Biblesscan is getting me five, plus Esther 9:14 if I search the Apoceypha:

Bible Search: ,Full of grace ,

Bible Search: ,Full of grace ,

The Marian one is Luke 1:28, and it is specific to, oddly enough, English translations of the Vulgate and the Peshitta: the Challoner Douai Rheims, the the Coverdale and Tyndale Bibles, and the Murdock, Etheridge, Lamsa, and Plain English translations of the Peshitta. It is also in the Public Domain Catholic Bible and the Knox Bible, however, newer Roman Catholic and RC-involved bibles like the prestigious Jerusalem Bible and the NASB lack it.

It is not a specifically Roman Catholic translation; I took a look at my interlinear Peshitta and it appears to support the use of the phrase, which we see in all five translations.

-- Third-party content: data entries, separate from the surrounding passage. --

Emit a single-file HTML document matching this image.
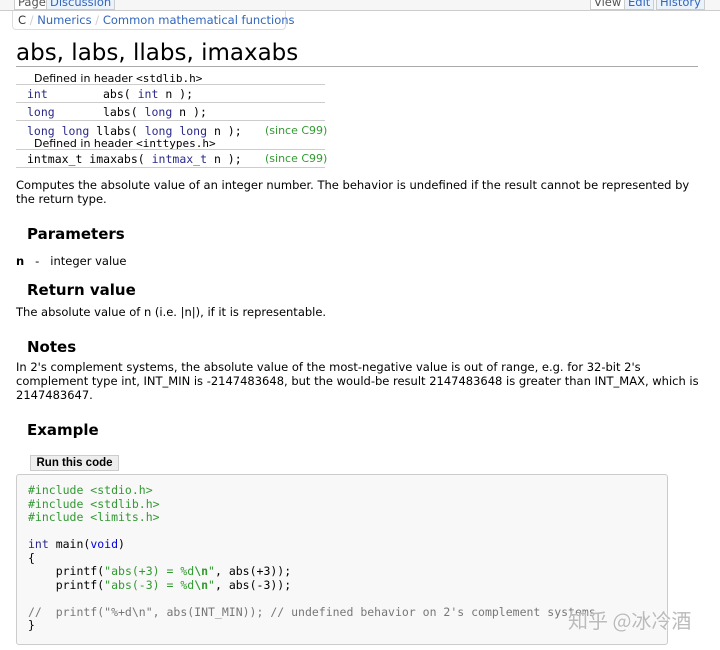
<!DOCTYPE html>
<html><head><meta charset="utf-8"><style>
body{margin:0;width:720px;height:650px;overflow:hidden;background:#fff;font-family:"DejaVu Sans","Liberation Sans",sans-serif;font-size:11.5px;color:#000;position:relative}
.a{position:absolute;white-space:nowrap}
.m{font-family:"DejaVu Sans Mono","Liberation Mono",monospace;font-size:11.5px}
.kw{color:#0000dd}
.t{color:#2a2a8a}
.h{font-weight:bold;font-size:15px}
.line{position:absolute;height:1px;background:#ccc}
.g{color:#339933}
</style></head><body>
<div class="a" style="left:0;top:0;width:720px;height:10px;background:#f6f6f6;border-bottom:1px solid #ccc"></div>
<div class="a" style="left:14px;top:-6px;font-size:11.5px;color:#555;border:1px solid #ccc;padding:0 3px;background:#fff">Page</div>
<div class="a" style="left:46px;top:-6px;font-size:11.5px;color:#36b;border:1px solid #ccc;padding:0 3px;background:#eaf3fb">Discussion</div>
<div class="a" style="left:590px;top:-6px;font-size:11.5px;color:#555;border:1px solid #ccc;padding:0 3px;background:#fff">View</div>
<div class="a" style="left:624px;top:-6px;font-size:11.5px;color:#36b;border:1px solid #ccc;padding:0 3px;background:#eaf3fb">Edit</div>
<div class="a" style="left:656px;top:-6px;font-size:11.5px;color:#36b;border:1px solid #ccc;padding:0 3px;background:#eaf3fb">History</div>
<div class="a" style="left:12px;top:11px;width:272px;height:18px;border:1px solid #ddd;border-top:none;border-radius:0 0 4px 4px"></div>
<div class="a" style="left:18px;top:13px;color:#333;font-size:11.5px">C <span style="color:#ccc">/</span> <span style="color:#36b">Numerics</span> <span style="color:#ccc">/</span> <span style="color:#36b">Common mathematical functions</span></div>
<div class="a" style="left:16px;top:39px;font-size:23px;line-height:28px">abs, labs, llabs, imaxabs</div>
<div class="line" style="left:16px;top:66px;width:682px;background:#aaa"></div>
<div class="a" style="left:34px;top:72px;font-size:11px">Defined in header <span class="m" style="font-size:11px">&lt;stdlib.h&gt;</span></div>
<div class="line" style="left:16px;top:84px;width:309px"></div>
<div class="a m" style="left:27px;top:87px"><span class="t">int</span></div><div class="a m" style="left:103px;top:87px">abs( <span class="t">int</span> n );</div>
<div class="line" style="left:16px;top:102px;width:309px"></div>
<div class="a m" style="left:27px;top:105px"><span class="t">long</span></div><div class="a m" style="left:103px;top:105px">labs( <span class="t">long</span> n );</div>
<div class="line" style="left:16px;top:120px;width:309px"></div>
<div class="a m" style="left:27px;top:124px"><span class="t">long long</span> llabs( <span class="t">long long</span> n );</div>
<div class="a" style="left:265px;top:124px;font-size:11px;color:#393">(since C99)</div>
<div class="a" style="left:34px;top:137px;font-size:11px">Defined in header <span class="m" style="font-size:11px">&lt;inttypes.h&gt;</span></div>
<div class="line" style="left:16px;top:149px;width:309px"></div>
<div class="a m" style="left:27px;top:152px">intmax_t imaxabs( <span class="t">intmax_t</span> n );</div>
<div class="a" style="left:265px;top:152px;font-size:11px;color:#393">(since C99)</div>
<div class="line" style="left:16px;top:167px;width:309px"></div>
<div class="a" style="left:16px;top:178px;line-height:14px;white-space:normal;width:690px">Computes the absolute value of an integer number. The behavior is undefined if the result cannot be represented by the return type.</div>
<div class="a h" style="left:27px;top:225px">Parameters</div>
<div class="a" style="left:16px;top:254px"><b>n</b> &nbsp; - &nbsp; integer value</div>
<div class="a h" style="left:27px;top:281px">Return value</div>
<div class="a" style="left:16px;top:305px">The absolute value of n (i.e. |n|), if it is representable.</div>
<div class="a h" style="left:27px;top:338px">Notes</div>
<div class="a" style="left:16px;top:360px;line-height:14px;white-space:normal;width:690px">In 2's complement systems, the absolute value of the most-negative value is out of range, e.g. for 32-bit 2's complement type int, INT_MIN is -2147483648, but the would-be result 2147483648 is greater than INT_MAX, which is 2147483647.</div>
<div class="a h" style="left:27px;top:421px">Example</div>
<div class="a" style="left:30px;top:455px;width:87px;height:14px;border:1px solid #ccc;background:#eee;font-weight:bold;font-size:11.5px;line-height:14px;text-align:center;font-family:'Liberation Sans',sans-serif">Run this code</div>
<div class="a" style="left:16px;top:474px;width:650px;height:169px;border:1px solid #ccc;border-radius:3px;background:#f8f8f8"></div>
<pre class="a m" style="left:28px;top:484px;margin:0;font-size:11.5px;line-height:13.5px;color:#000;white-space:pre"><span class="g">#include &lt;stdio.h&gt;
#include &lt;stdlib.h&gt;
#include &lt;limits.h&gt;</span>

<span class="t">int</span> main(<span class="kw">void</span>)
{
    printf(<span class="g">"abs(+3) = %d<b>\n</b>"</span>, abs(+3));
    printf(<span class="g">"abs(-3) = %d<b>\n</b>"</span>, abs(-3));

<span style="color:#777">//  printf("%+d\n", abs(INT_MIN)); // undefined behavior on 2's complement systems</span>
}</pre>
<div class="a" style="left:568px;top:605px;font-size:20px;color:#bbb;font-family:'Noto Sans CJK SC',sans-serif;text-shadow:0 0 2px #fff">知乎 @冰冷酒</div>
</body></html>
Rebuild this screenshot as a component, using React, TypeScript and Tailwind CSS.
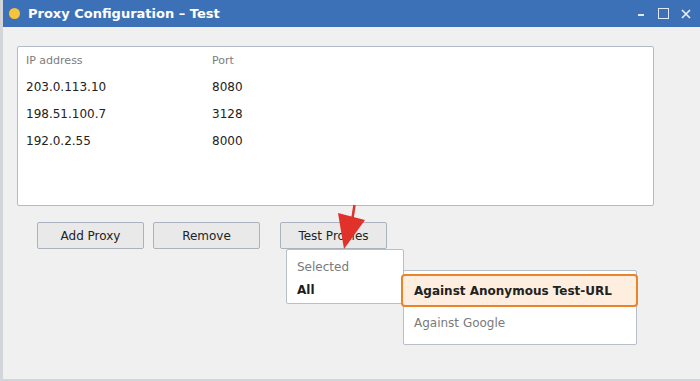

I am more confident in my Latin and the Vulgate actually does have St. Gabriel say “Ave, Gratia Plena” meaning “Hail, full of grace.”

However, I will call my Assyrian colleague Fr. Ephraim or just go to the Assyrian church in the morning to verify, since I don’t trust my Syriac beyond saying Barekh Mor Abun (or Barekh Mar, to an Assyrian priest; His Holiness Mor Ignatius Aphrem II is Barekh Mor Moran and His Holiness Mar Awa Royel is Barekh Mar Maran).